Last Updated: May 15, 2019
·
316.6K
· fstrube

Splitting Strings with MySQL

Sometimes when you're writing SQL queries you may need to split a string on a certain delimiter. For instance, if you want to break up a multi-line address into individual columns. If you were doing this in PHP it would be very easy. You simply gather your returned results, and use explode to split the string. Unfortunately, there is not a "split" function that does this in MySQL, but it can be achieved with the clever use of a different string function.

Let's continue with the example of a multi-line address. Here is our address table:

CREATE TABLE `address` (
    `id` INTEGER AUTO_INCREMENT PRIMARY KEY,
    `fullname` VARCHAR(255),
    `company` VARCHAR(255),
    `street` VARCHAR(255),
    `city` VARCHAR(255),
    `state` VARCHAR(255),
    `zip` VARCHAR(20),
    `country` VARCHAR(255)
);

And here is the inserted data:

INSERT INTO `address` VALUES (
    NULL,
    'Test Testerson',
    'ACME, Inc',
    '123 Acme Way\nSuite 200',
    'San Francisco',
    'California',
    '94114',
    'United States'
);

Let's say we want to query this table and split the street information into multiple columns, so that each line is its own column. We can do this using the SUBSTRING_INDEX function in MySQL.

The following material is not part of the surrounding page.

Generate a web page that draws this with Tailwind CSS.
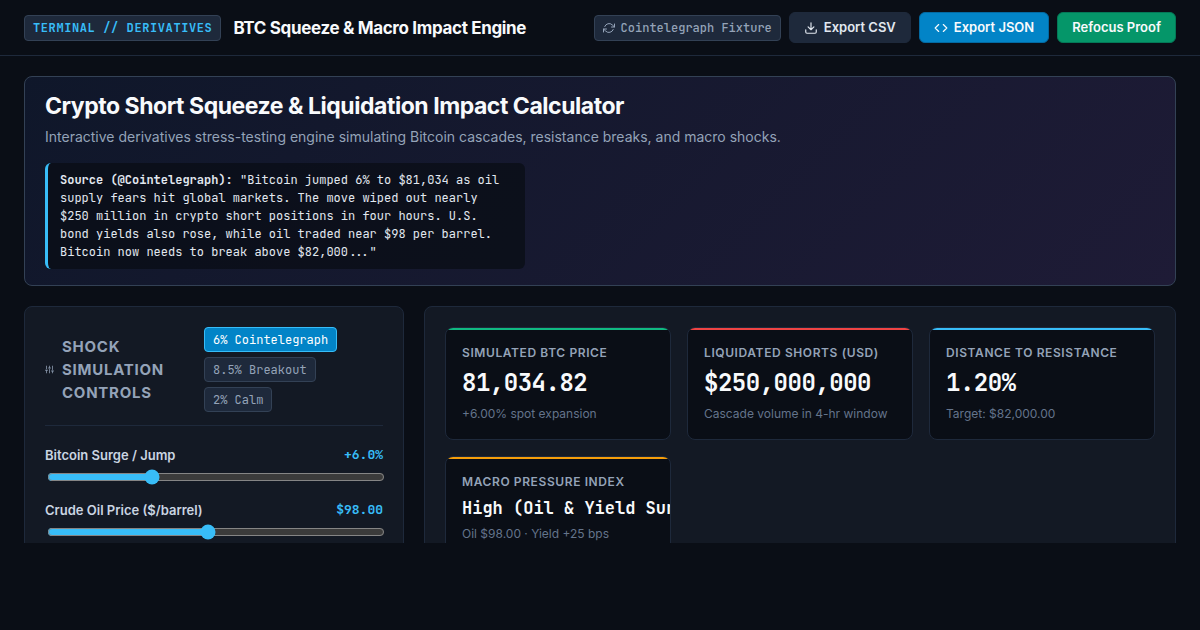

SELECT SUBSTRING_INDEX(street, '\n', 1) AS street1, SUBSTRING_INDEX(street, '\n', 2) AS street2, SUBSTRING_INDEX(street, '\n', 3) AS street3 FROM address;

But, this doesn't quite work yet. Here is what is returned:

street1         street2                    street3
123 Acme Way    123 Acme Way↵Suite 200    123 Acme Way↵Suite 200

It works for isolating street1, but street2 and street3 are wrong. If you read the MySQL documentation closely, you will notice that SUBSTRING_INDEX returns everything to the left of the delimiter. We want the string between the first and second occurrence of the delimiter, which we can accomplish by wrapping street2 and street3 in annother SUBSTRING_INDEX call. Now we can tell it to retrieve the everything to the right of the last occurrence of the delimiter. Our query now looks like this:

SELECT
    SUBSTRING_INDEX(street, '\n', 1) AS street1,
    SUBSTRING_INDEX(SUBSTRING_INDEX(street, '\n', 2), '\n', -1) AS street2,
    SUBSTRING_INDEX(SUBSTRING_INDEX(street, '\n', 3), '\n', -1) AS street3
FROM address;

We're almost there, but not quite. You can see that street3 is returning the same value as street2:

street1         street2         street3
123 Acme Way    Suite 200       Suite 200

It is doing this because there are only two lines in our street. In order to account for this, we need to count the number of lines, then use IF statements to control our SUBSTRING_INDEX:

SELECT
    @num_street_lines := 1 + LENGTH(street) - LENGTH(REPLACE(street, '\n', '')) AS num_street_lines,
    SUBSTRING_INDEX(street, '\n', 1) AS street1,
    IF(@num_street_lines > 1, SUBSTRING_INDEX(SUBSTRING_INDEX(street, '\n', 2), '\n', -1), '') AS street2,
    IF(@num_street_lines > 2, SUBSTRING_INDEX(SUBSTRING_INDEX(street, '\n', 3), '\n', -1), '') AS street3
FROM address;

Although our query is now long and difficult to read, it works. And for those situations where you must do everything in SQL, and cannot use a language like PHP to process your query, this is very useful.